To help fellow seafood enthusiasts navigate the tricky terrain of buying quality fish and other seafood and to help them understand just how corrupt the global fishing industry is, Nicole invited her friend Miles Wallace to the “Back to the People” podcast.

Wallace, she says, is what you call “a real fisherman.” That means he “owns the company, owns the boat, drives the boat, jumps in the water, gets the fish, kills the fish, brings everything to shore, and delivers it to packaging,” she says.

“From your perspective, how should somebody navigate the grocery store?” she asks.

The most surefire method to purchasing quality seafood, says Wallace, is to avoid the grocery stores entirely. Ideally, “find a reputable fisherman and order a big ol’ supply of fish and have them vacuum-seal it [and] flash-freeze it,” he advises.

If that’s not feasible, “you could go second- or third-party” and “order your fish from somebody like Santa Barbara Fish Market or Get Hooked,” both of which will ship quality seafood to your door.

Wallace praises the Trump administration for recognizing the escalating issues in the global seafood industry and taking measures to counteract it.
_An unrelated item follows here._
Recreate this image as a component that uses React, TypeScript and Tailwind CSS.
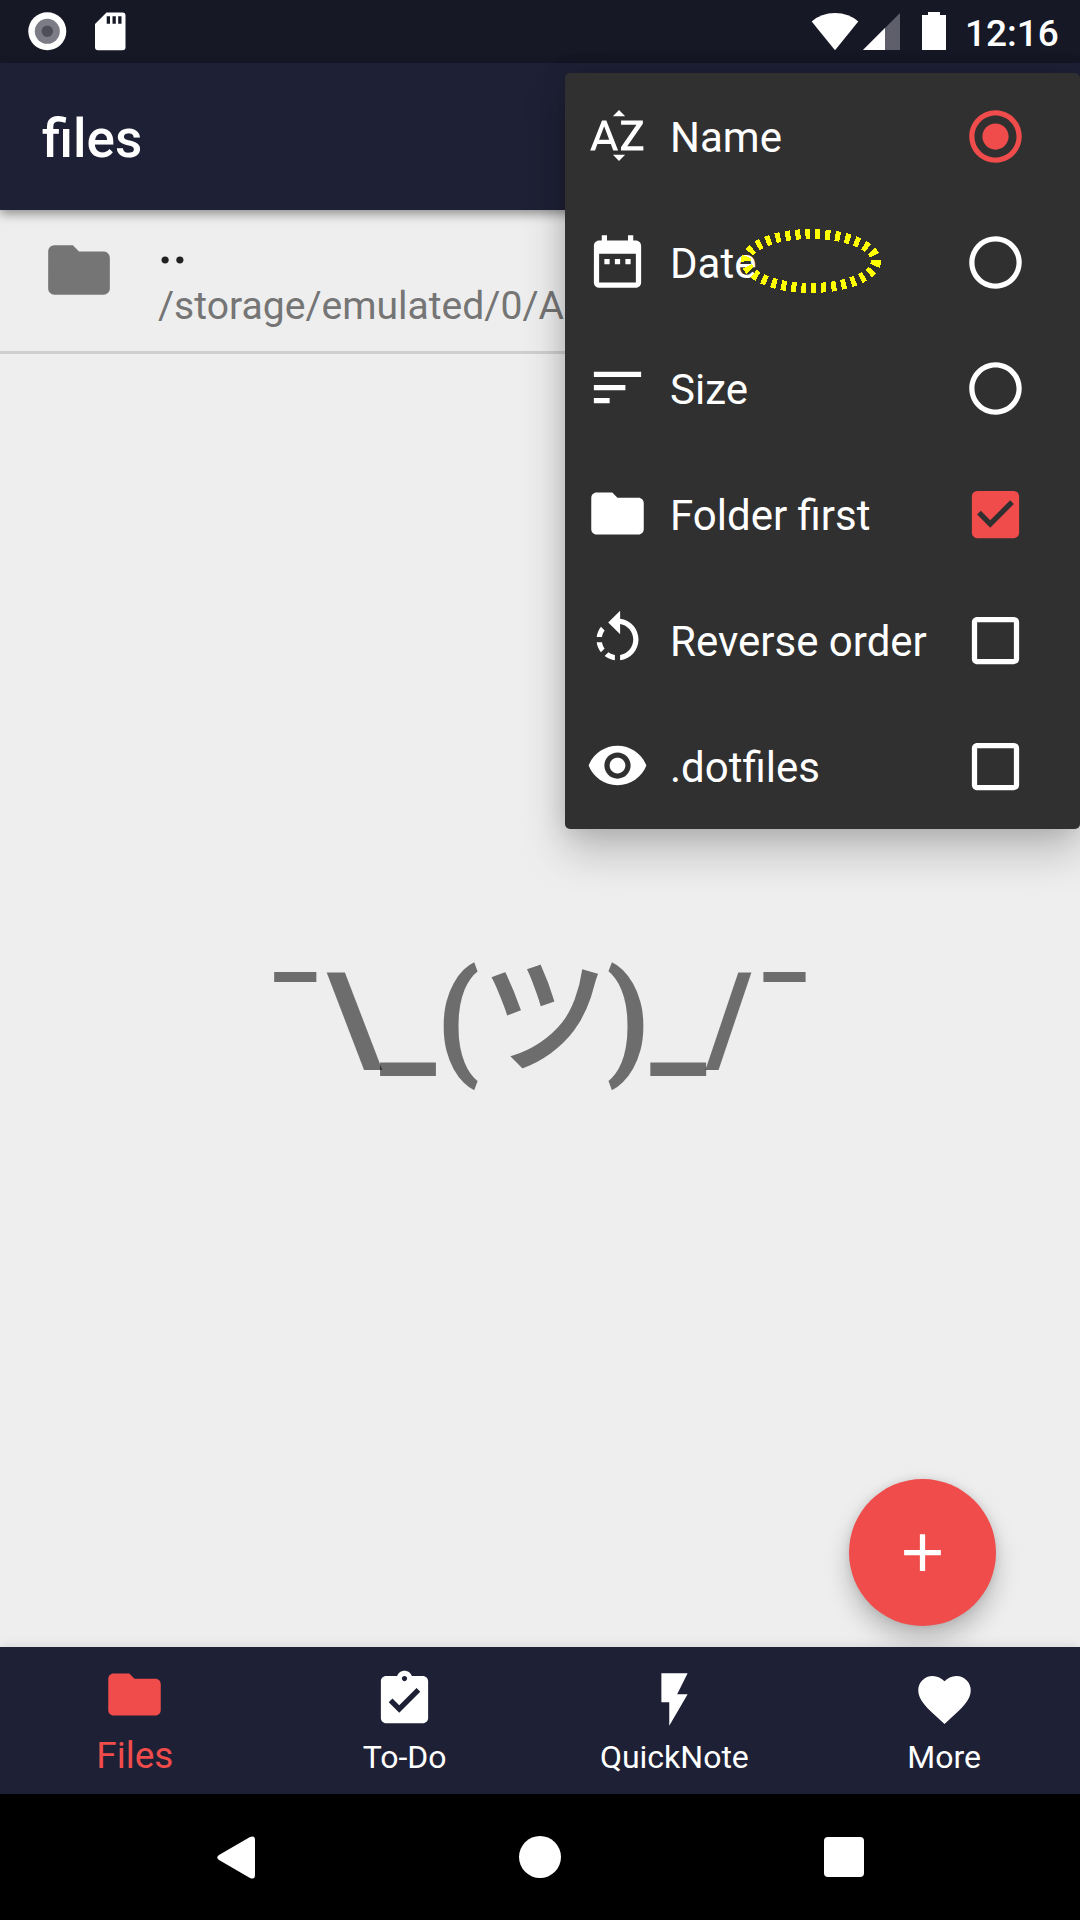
import type { ReactNode } from "react";
import {
  MdAdd,
  MdAssignmentTurnedIn,
  MdCheckBox,
  MdCheckBoxOutlineBlank,
  MdDateRange,
  MdFavorite,
  MdFlashOn,
  MdFolder,
  MdRadioButtonChecked,
  MdRadioButtonUnchecked,
  MdRemoveRedEye,
  MdRotateLeft,
  MdSort,
  MdSortByAlpha,
} from "react-icons/md";

function StatusBar() {
  return (
    <div className="flex h-[63px] items-start bg-[#171826] pl-[28px] pt-[12px] text-white">
      <svg width="39" height="39" viewBox="0 0 39 39">
        <circle cx="19.3" cy="19.3" r="19" fill="#fff" />
        <circle cx="19.3" cy="19.3" r="12.5" fill="#7b7c86" />
        <circle cx="19.3" cy="19.3" r="5.7" fill="#4f4f5a" />
      </svg>
      <svg className="ml-[28px]" width="31" height="39" viewBox="0 0 31 39">
        <path
          fill="#fff"
          fillRule="evenodd"
          d="M11.5 .5H27.5a3 3 0 0 1 3 3V35.300a3 3 0 0 1-3 3H3a3 3 0 0 1-3-3V12ZM11.700 4.300V11.800H15V4.300ZM17.500 4.300V11.800H20.800V4.300ZM23.200 4.300V11.800H26.500V4.300Z"
        />
      </svg>
      <svg className="ml-[685px]" width="48" height="39" viewBox="0 0 48 39">
        <path fill="#fff" d="M.7 9.500Q10 1 24 1T47.300 9.500L24 38.300Z" />
      </svg>
      <svg className="ml-[4px]" width="38" height="39" viewBox="0 0 38 39">
        <path fill="#5e5f6a" d="M37 1V38H0Z" />
        <path fill="#fff" d="M22 16V38H0Z" />
      </svg>
      <svg className="ml-[21px]" width="24" height="39" viewBox="0 0 24 39">
        <path fill="#fff" d="M6 0H18V3H24V38H0V3H6Z" />
      </svg>
      <span className="ml-[19px] whitespace-nowrap text-[37px] font-medium leading-[43px]">12:16</span>
    </div>
  );
}

function MenuRow({ icon, label, control }: { icon: ReactNode; label: string; control: ReactNode }) {
  return (
    <div className="flex h-[126px] items-center pb-px pl-[21px] pr-[53px]">
      {icon}
      <span className="ml-[21px] flex-1 whitespace-nowrap pt-[4px] text-[42px] leading-[49px]">{label}</span>
      <span className="pt-px">{control}</span>
    </div>
  );
}

function SortMenu() {
  return (
    <div className="absolute left-[565px] top-[73px] w-[515px] rounded-[5px] bg-[#303030] text-white shadow-[0_22px_44px_rgba(0,0,0,0.22),0_0_26px_rgba(0,0,0,0.12)]">
      <MenuRow icon={<MdSortByAlpha size={63} />} label="Name" control={<MdRadioButtonChecked size={63} className="text-[#ef4c4b]" />} />
      <MenuRow icon={<MdDateRange size={63} />} label="Date" control={<MdRadioButtonUnchecked size={63} />} />
      <MenuRow icon={<MdSort size={63} />} label="Size" control={<MdRadioButtonUnchecked size={63} />} />
      <MenuRow icon={<MdFolder size={63} />} label="Folder first" control={<MdCheckBox size={63} className="text-[#ef4c4b]" />} />
      <MenuRow icon={<MdRotateLeft size={63} />} label="Reverse order" control={<MdCheckBoxOutlineBlank size={63} />} />
      <MenuRow icon={<MdRemoveRedEye size={63} />} label=".dotfiles" control={<MdCheckBoxOutlineBlank size={63} />} />
      <svg className="absolute left-[176px] top-[156px]" width="140" height="64" viewBox="0 0 140 64" shapeRendering="crispEdges">
        <ellipse cx="70" cy="32" rx="65" ry="27" fill="none" stroke="#ff0" strokeWidth="10" strokeDasharray="5 5" />
      </svg>
    </div>
  );
}

function Tab({ icon, label }: { icon: ReactNode; label: string }) {
  return (
    <div className="flex flex-1 flex-col items-center pt-[21px] text-white">
      {icon}
      <span className="mt-[8px] text-[32px] leading-[37px]">{label}</span>
    </div>
  );
}

export default function App() {
  return (
    <div className="relative flex h-[1920px] w-[1080px] flex-col overflow-hidden bg-[#eeeeee] font-[Roboto,'Noto_Sans_CJK_JP',sans-serif]">
      <StatusBar />
      <header className="relative z-10 flex h-[147px] items-center bg-[#1e2035] pl-[42px] shadow-[0_4px_10px_rgba(0,0,0,0.4)]">
        <h1 className="pt-[4px] text-[53px] font-medium leading-[62px] text-white">files</h1>
      </header>
      <main className="relative flex flex-1 flex-col">
        <div className="flex h-[144px] border-b-[3px] border-[#cfcfcf] pl-[42px] pt-[23px]">
          <MdFolder size={74} className="shrink-0 text-[#757575]" />
          <div className="ml-[42px] flex flex-col whitespace-nowrap">
            <span className="-mt-[19px] text-[53px] font-medium leading-[62px] text-[#212121]">..</span>
            <span className="mt-[7px] text-[39.1px] leading-[46px] text-[#757575]">/storage/emulated/0/A</span>
          </div>
        </div>
        <div className="mt-[580px] flex justify-center text-[126px] font-bold leading-[170px] text-black/54">
          <span className="whitespace-nowrap">
            ¯\_(
            <span className="relative left-[2px] font-normal text-[#6d6d6d] [-webkit-text-stroke:4px_#6d6d6d]">ツ</span>
            )_/¯
          </span>
        </div>
        <button className="absolute bottom-[21px] right-[84px] flex size-[147px] items-center justify-center rounded-full bg-[#ef4c4b] text-white shadow-[0_14px_24px_rgba(0,0,0,0.22),0_0_10px_rgba(0,0,0,0.1)]">
          <MdAdd size={63} />
        </button>
      </main>
      <nav className="relative flex h-[147px] bg-[#1e2035] pr-px shadow-[0_0_12px_rgba(0,0,0,0.12)]">
        <div className="flex flex-1 flex-col items-center pt-[15.5px] text-[#ef4c4b]">
          <MdFolder size={63} />
          <span className="mt-[8px] text-[37px] leading-[43px]">Files</span>
        </div>
        <Tab icon={<MdAssignmentTurnedIn size={63} />} label="To-Do" />
        <Tab icon={<MdFlashOn size={63} />} label="QuickNote" />
        <Tab icon={<MdFavorite size={63} />} label="More" />
      </nav>
      <div className="flex h-[126px] items-center bg-black pl-[217px]">
        <svg width="38" height="43" viewBox="0 0 38 43">
          <path fill="#fff" d="M2 19L33 1Q38-1 38 4V39Q38 44 33 42L2 24Q-1.500 21.500 2 19Z" />
        </svg>
        <div className="ml-[264px] size-[42px] rounded-full bg-white" />
        <div className="ml-[263px] size-[40px] rounded-[4px] bg-white" />
      </div>
      <div className="absolute inset-0 z-20">
        <SortMenu />
      </div>
    </div>
  );
}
He points to President Trump’s recent decision to deny Pebble Mine a key permit in order to protect Bristol Bay’s salmon fishery, which is fished predominantly by family-owned fishing companies and independent small-boat fishermen, who harvest the region’s wild sockeye salmon sustainably.

It’s these family-owned fishing businesses that are the key to obtaining seafood that is both safe for the environment and safe for human consumption.

“For the government to look at its domestic fishing industry and just say, ‘I’m going to back the family-owned fishing businesses’ — that is a win for literally everybody,” says Nicole. “It is a win for the environmentalists; it’s a win for the government; it’s a win for the consumer; it’s a win for our ocean ecosystem.”

To hear Miles and Nicole dive into other aquatic subjects, including why our sea kelp forests are collapsing, watch the episode above.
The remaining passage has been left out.